--- start ITEMS ---

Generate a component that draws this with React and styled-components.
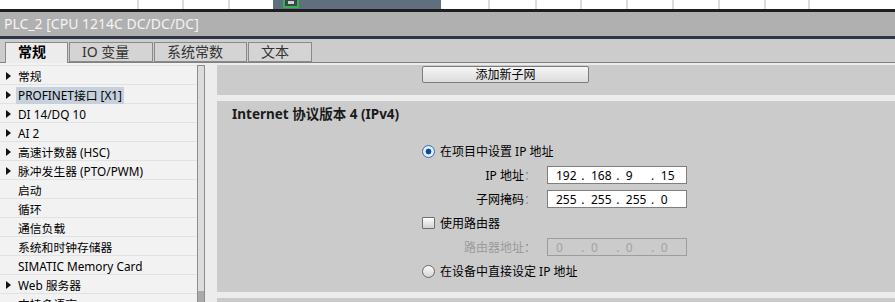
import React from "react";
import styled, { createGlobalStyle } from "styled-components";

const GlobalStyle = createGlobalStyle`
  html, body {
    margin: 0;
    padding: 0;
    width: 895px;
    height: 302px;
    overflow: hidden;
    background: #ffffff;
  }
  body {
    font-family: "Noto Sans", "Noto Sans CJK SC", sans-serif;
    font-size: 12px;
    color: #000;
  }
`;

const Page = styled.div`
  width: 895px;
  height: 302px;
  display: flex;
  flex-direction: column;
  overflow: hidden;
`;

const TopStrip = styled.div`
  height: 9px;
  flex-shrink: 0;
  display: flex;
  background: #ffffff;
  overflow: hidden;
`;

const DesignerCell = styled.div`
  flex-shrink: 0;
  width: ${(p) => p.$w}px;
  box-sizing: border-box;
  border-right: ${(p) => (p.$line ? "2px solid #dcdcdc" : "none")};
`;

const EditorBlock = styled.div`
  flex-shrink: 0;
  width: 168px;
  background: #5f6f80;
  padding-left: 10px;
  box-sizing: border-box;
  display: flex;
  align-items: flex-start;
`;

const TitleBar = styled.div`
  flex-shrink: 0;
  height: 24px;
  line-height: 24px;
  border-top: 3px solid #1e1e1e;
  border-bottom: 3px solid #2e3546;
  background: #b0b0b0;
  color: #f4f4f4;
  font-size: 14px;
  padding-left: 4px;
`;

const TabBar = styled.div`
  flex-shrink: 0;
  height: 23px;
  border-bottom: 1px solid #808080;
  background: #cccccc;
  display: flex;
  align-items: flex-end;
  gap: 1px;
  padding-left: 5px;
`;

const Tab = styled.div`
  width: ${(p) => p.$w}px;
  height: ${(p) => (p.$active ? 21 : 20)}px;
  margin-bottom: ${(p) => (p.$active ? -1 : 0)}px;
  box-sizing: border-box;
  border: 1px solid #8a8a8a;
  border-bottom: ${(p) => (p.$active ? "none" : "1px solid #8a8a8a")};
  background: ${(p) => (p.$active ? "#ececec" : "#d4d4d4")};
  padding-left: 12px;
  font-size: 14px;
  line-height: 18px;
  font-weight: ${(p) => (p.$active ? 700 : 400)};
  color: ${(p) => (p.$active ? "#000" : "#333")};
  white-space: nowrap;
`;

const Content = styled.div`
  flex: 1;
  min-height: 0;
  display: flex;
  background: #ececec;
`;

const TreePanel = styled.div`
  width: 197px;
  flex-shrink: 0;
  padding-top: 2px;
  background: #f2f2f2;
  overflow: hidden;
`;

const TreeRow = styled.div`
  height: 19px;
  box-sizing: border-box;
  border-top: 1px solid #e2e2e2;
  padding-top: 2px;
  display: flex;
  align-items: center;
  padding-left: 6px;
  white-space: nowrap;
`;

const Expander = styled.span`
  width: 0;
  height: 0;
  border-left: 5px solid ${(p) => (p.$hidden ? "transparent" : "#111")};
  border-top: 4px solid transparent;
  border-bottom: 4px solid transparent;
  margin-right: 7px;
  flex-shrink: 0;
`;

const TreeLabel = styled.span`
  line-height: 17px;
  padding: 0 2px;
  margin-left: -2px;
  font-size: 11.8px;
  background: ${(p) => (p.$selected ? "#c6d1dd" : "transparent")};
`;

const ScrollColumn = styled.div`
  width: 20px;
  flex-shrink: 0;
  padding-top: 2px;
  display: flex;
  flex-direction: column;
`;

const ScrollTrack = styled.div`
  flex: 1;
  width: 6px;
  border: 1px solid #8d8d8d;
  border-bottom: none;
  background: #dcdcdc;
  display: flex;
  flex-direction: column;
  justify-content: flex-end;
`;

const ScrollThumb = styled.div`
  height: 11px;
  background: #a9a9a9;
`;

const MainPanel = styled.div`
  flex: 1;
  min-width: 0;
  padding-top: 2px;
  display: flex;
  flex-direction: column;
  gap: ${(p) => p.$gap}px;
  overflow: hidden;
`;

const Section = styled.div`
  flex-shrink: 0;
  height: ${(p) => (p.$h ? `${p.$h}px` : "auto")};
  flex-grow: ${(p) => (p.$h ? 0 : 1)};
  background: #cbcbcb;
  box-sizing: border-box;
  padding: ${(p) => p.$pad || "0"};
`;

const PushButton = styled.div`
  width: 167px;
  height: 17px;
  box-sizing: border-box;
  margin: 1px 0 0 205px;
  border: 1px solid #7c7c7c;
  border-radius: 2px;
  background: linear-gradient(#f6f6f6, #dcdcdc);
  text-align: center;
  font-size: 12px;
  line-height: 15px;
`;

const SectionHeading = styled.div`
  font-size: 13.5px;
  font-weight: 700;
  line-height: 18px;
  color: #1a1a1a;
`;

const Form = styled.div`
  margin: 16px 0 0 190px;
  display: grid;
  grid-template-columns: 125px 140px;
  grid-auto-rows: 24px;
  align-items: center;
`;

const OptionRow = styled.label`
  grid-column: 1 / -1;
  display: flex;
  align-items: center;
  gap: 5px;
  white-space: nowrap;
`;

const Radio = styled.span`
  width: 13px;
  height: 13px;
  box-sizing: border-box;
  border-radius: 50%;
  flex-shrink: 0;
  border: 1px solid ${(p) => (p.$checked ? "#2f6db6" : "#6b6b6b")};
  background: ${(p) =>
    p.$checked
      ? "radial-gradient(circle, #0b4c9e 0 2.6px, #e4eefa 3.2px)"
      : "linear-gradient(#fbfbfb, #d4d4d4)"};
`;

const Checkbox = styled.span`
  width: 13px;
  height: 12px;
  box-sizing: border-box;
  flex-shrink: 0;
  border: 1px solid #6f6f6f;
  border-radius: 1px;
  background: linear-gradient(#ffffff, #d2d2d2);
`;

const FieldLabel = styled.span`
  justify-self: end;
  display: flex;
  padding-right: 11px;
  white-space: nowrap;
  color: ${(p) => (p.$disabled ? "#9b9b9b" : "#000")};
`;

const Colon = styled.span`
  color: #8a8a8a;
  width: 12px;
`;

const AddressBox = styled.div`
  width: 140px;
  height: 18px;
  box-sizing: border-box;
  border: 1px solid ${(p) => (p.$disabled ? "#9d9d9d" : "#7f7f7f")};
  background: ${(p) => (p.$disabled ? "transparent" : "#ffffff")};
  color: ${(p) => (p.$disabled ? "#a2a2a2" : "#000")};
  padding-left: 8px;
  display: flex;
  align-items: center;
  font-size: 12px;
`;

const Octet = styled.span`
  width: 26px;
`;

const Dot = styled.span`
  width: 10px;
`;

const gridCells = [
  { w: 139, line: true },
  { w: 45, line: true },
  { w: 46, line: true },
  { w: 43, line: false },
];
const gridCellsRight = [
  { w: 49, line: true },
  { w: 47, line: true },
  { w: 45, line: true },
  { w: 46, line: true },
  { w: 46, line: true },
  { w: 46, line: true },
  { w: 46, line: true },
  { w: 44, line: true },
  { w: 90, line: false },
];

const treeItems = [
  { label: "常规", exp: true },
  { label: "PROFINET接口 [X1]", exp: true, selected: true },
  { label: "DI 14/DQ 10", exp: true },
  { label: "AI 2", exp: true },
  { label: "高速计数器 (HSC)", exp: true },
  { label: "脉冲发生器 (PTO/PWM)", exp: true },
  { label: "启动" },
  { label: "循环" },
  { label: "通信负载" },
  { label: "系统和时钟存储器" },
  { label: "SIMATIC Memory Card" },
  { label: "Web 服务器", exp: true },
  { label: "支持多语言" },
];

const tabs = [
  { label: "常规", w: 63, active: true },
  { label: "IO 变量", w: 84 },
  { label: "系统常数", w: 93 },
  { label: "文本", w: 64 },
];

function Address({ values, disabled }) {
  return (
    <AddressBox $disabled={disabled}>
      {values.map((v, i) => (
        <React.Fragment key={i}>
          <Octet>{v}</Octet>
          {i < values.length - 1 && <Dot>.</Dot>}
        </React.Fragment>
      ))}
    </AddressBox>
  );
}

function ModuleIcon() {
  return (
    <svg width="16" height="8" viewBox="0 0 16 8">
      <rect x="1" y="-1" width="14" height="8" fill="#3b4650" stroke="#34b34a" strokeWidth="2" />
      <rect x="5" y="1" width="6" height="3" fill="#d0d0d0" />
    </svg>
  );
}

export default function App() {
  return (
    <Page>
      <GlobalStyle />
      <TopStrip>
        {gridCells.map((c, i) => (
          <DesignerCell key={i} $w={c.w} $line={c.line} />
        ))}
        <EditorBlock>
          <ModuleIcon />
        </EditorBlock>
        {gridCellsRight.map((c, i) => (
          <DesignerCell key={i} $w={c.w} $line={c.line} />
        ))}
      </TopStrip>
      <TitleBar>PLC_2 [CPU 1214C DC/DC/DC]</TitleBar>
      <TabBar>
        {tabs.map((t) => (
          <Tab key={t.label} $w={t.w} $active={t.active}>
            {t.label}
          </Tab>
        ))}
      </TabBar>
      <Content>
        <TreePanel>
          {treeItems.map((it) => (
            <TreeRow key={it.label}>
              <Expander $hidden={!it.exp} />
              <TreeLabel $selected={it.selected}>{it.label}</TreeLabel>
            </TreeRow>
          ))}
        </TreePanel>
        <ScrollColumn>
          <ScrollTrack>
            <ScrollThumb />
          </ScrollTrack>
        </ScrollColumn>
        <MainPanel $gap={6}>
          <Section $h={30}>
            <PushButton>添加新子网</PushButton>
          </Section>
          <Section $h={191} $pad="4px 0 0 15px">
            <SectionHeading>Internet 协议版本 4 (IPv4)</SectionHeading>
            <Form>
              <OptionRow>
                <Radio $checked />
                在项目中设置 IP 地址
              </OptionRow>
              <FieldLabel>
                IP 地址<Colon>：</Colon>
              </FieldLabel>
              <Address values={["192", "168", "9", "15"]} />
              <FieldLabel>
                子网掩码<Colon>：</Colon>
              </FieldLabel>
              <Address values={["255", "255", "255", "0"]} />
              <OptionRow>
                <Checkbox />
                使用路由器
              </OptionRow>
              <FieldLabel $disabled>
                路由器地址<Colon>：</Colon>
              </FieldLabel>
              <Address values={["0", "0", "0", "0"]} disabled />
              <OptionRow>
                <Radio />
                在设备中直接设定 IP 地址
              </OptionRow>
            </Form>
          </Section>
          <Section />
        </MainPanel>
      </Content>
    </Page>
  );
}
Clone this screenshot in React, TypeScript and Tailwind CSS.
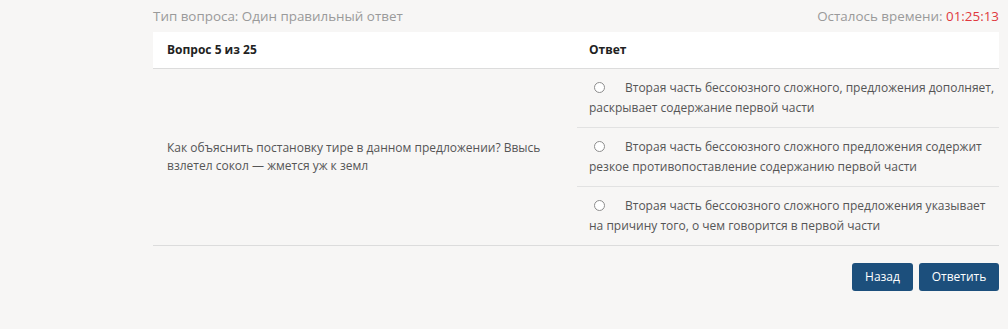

--- end ITEMS ---

## REQUIRED TASK
Collect the lines of the records that include the string "React".

## ANSWER TO THE EXERCISE
Generate a component that draws this with React and styled-components.
import React from "react";
        <React.Fragment key={i}>
        </React.Fragment>
Clone this screenshot in React, TypeScript and Tailwind CSS.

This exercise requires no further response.